**Your instructions:** Gather every line of the entries that includes the word "this".

**Exercise materials:**
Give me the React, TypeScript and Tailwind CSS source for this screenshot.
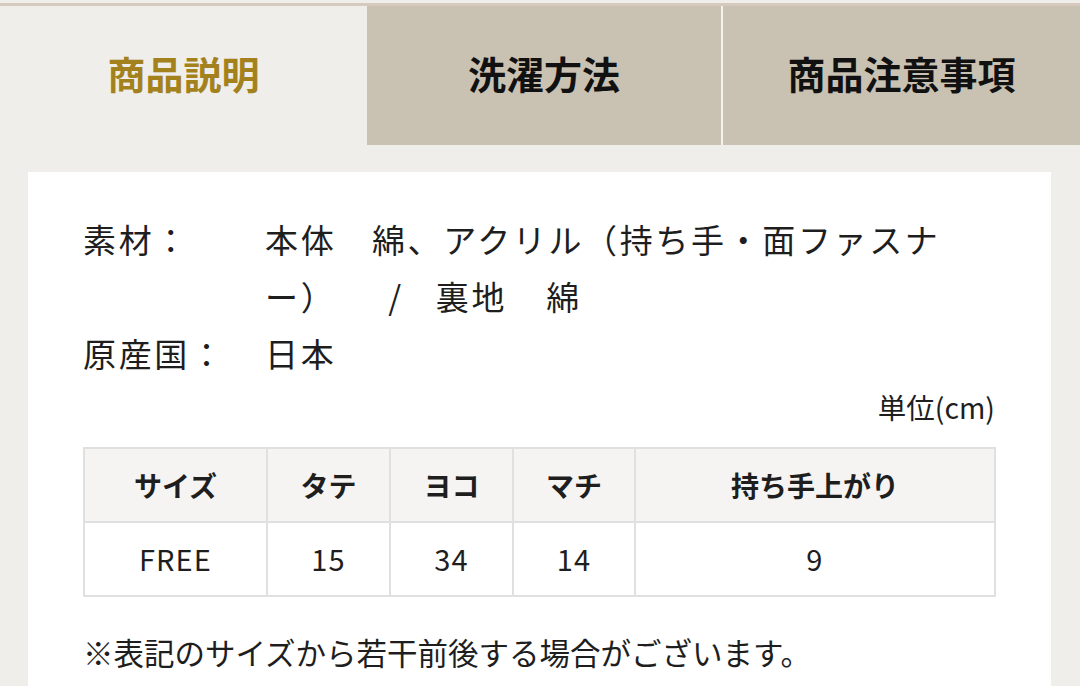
* * *
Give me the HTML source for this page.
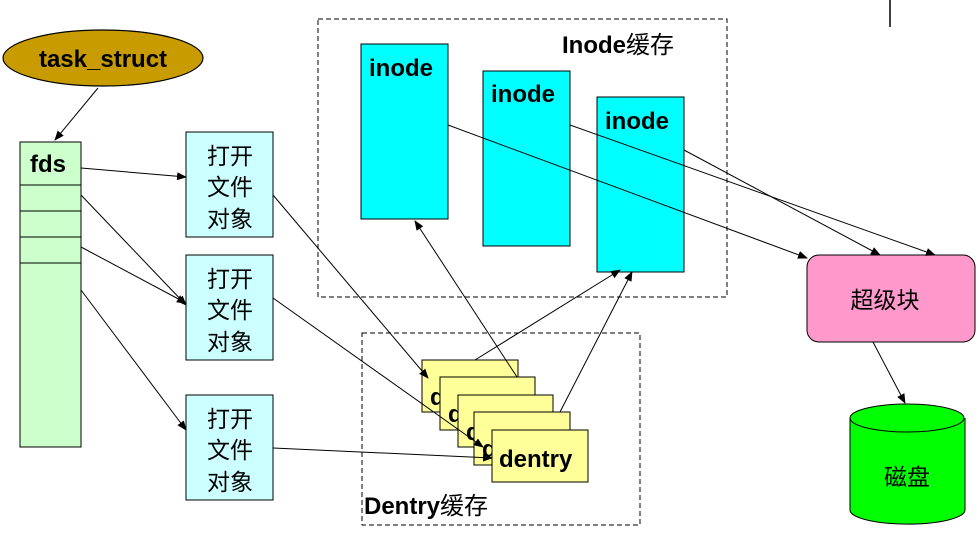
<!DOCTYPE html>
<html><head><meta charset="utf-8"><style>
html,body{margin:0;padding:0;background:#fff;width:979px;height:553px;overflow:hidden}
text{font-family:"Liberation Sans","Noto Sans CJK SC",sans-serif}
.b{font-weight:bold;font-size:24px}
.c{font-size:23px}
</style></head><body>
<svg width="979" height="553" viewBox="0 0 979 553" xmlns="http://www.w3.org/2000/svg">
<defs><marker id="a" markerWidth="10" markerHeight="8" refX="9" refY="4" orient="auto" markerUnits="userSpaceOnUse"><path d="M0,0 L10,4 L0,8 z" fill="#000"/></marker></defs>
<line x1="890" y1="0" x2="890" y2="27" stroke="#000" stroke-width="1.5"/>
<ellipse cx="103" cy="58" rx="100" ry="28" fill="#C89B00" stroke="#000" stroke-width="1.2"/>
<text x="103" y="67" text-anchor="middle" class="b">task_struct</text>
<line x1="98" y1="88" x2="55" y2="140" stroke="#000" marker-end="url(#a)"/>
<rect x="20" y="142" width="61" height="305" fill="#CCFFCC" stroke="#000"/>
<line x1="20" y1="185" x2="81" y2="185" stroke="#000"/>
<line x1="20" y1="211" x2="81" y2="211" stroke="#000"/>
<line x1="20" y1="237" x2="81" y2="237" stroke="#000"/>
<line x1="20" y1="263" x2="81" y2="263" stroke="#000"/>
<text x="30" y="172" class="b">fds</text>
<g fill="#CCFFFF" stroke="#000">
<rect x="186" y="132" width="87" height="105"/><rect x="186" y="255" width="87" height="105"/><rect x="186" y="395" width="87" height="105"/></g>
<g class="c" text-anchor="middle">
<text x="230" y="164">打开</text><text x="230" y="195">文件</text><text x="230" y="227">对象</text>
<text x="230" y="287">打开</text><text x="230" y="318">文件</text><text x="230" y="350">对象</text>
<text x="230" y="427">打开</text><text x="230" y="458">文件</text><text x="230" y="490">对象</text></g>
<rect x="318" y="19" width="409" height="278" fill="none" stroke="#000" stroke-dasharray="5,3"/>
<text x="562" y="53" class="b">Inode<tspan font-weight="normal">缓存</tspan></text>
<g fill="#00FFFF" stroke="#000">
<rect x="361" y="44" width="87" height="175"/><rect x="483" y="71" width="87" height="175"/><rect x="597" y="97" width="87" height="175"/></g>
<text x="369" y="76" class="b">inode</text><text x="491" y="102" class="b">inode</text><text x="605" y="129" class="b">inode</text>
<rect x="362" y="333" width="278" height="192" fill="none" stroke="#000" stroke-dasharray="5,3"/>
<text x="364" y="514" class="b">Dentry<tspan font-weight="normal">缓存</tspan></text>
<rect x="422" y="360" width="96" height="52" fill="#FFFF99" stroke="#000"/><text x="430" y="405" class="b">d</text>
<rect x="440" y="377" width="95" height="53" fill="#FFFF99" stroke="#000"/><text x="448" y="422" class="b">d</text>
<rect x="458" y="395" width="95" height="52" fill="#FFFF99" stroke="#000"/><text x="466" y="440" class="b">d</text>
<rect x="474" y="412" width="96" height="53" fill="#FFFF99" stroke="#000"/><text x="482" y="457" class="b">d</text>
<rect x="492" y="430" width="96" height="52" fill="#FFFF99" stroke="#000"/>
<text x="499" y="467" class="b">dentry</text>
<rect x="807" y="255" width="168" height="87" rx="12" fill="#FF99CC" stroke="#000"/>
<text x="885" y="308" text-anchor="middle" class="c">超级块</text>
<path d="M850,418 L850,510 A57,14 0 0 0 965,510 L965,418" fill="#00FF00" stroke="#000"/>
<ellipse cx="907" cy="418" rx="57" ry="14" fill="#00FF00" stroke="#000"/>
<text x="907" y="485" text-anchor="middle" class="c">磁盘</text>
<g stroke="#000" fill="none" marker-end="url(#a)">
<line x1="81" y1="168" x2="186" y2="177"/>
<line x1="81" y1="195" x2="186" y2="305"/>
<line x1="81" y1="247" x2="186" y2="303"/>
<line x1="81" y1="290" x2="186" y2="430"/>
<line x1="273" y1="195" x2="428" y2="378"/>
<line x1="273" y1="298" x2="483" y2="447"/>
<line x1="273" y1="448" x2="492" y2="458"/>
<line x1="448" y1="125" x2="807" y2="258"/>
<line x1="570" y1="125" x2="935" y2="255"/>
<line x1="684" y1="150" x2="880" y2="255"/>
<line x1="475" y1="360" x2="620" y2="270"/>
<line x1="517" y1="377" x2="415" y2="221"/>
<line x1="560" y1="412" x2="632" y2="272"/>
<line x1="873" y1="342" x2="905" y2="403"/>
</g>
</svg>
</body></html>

**Task solution:**
Give me the React, TypeScript and Tailwind CSS source for this screenshot.
Give me the HTML source for this page.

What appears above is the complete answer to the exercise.